Saves the trace and custom params to files with the given file_prefix.

Parameters:	file_prefix (str) – path and prefix used to identify where to save the trace for this model, e.g. given file_prefix = ‘path/to/file/’ This will attempt to save to ‘path/to/file/trace.pickle’. custom_params (dict (defaults to None)) – Custom parameters to save

score(X, y, num_ppc_samples=2000)[source]¶

Scores new data with a trained model with sklearn’s r2_score.

Parameters:	X (numpy array) – shape [num_training_samples, num_pred] y (numpy array) – shape [num_training_samples, ] num_ppc_samples (int (defaults to 2000)) – ‘samples’ parameter passed to pm.sample_ppc

pymc3_models.models.NaiveBayes module¶

class pymc3_models.models.NaiveBayes.GaussianNaiveBayes[source]¶

Bases: pymc3_models.models.BayesianModel

Naive Bayes classification built using PyMC3.

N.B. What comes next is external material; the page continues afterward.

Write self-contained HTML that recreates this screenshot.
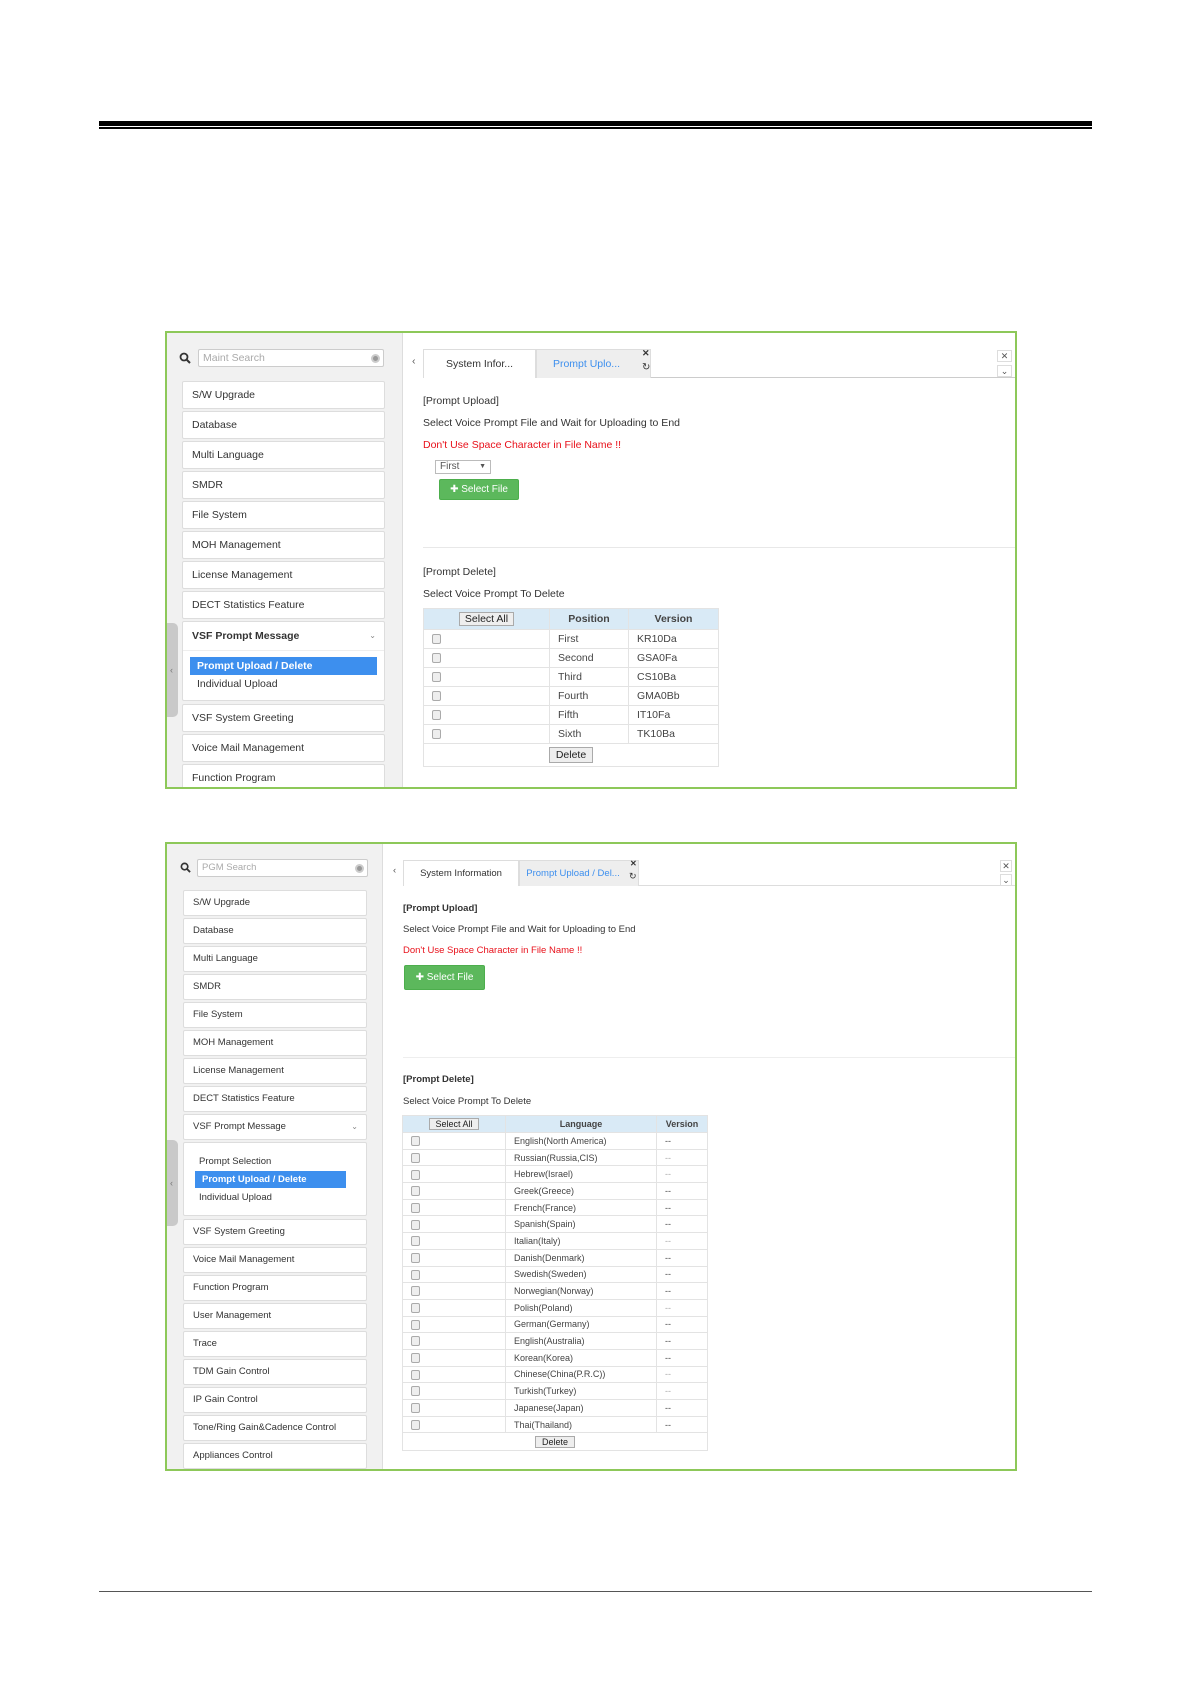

The Gaussian Naive Bayes algorithm assumes that the random variables that describe each class and each feature are independent and distributed according to Normal distributions.

Example

>>> import pymc3_models as pmo
>>>
>>> model = pmo.GaussianNaiveBayes()
>>> model.fit(X,y)
>>> model.predict_proba(X)
>>> model.predict(X)

See the documentation of the create_model method for details on the model itself.

Methods

`create_model`()	Creates and returns the PyMC3 model.
`fit`(X, y[, inference_type, …])	Train the Naive Bayes model.
`get_params`([deep])	Get parameters for this estimator.
`plot_elbo`()	Plot the ELBO values after running ADVI minibatch.
`predict`(X)	Classify new data with a trained Naive Bayes model.
`predict_proba`(X)	Predicts the probabilities that the data points belong to each category.
`score`(X, y)	Scores new data with a trained model with sklearn’s accuracy_score.
`set_params`(**params)	Set the parameters of this estimator.

load
save

create_model()[source]¶

Creates and returns the PyMC3 model.

We note \(x_{jc}\) the value of the j-th element of the data vector \(x\) conditioned on x belonging to the class \(c\). The Gaussian Naive Bayes algorithm models \(x_{jc}\) as:

\[x_{jc} \sim Normal(\mu_{jc}, \sigma_{jc})\]

While the probability that \(x\) belongs to the class \(c\) is given by the categorical distribution:

\[P(y=c|x_i) = Cat(\pi_1, \dots, \pi_C)\]

where \(\pi_i\) is the probability that a vector belongs to category \(i\).

We assume that the \(\pi_i\) follow a Dirichlet distribution:

\[\pi \sim Dirichlet(\alpha)\]

with hyperparameter \(\alpha = [1, .., 1]\). The \(\mu_{jc}\) are sampled from a Normal distribution centred on \(0\) with variance \(100\), and the \(\sigma_{jc}\) are sampled from a HalfNormal distribuion of variance \(100\):

\[ \begin{align}\begin{aligned}\mu_{jc} \sim Normal(0, 100)\\\sigma_{jc} \sim HalfNormal(100)\end{aligned}\end{align} \]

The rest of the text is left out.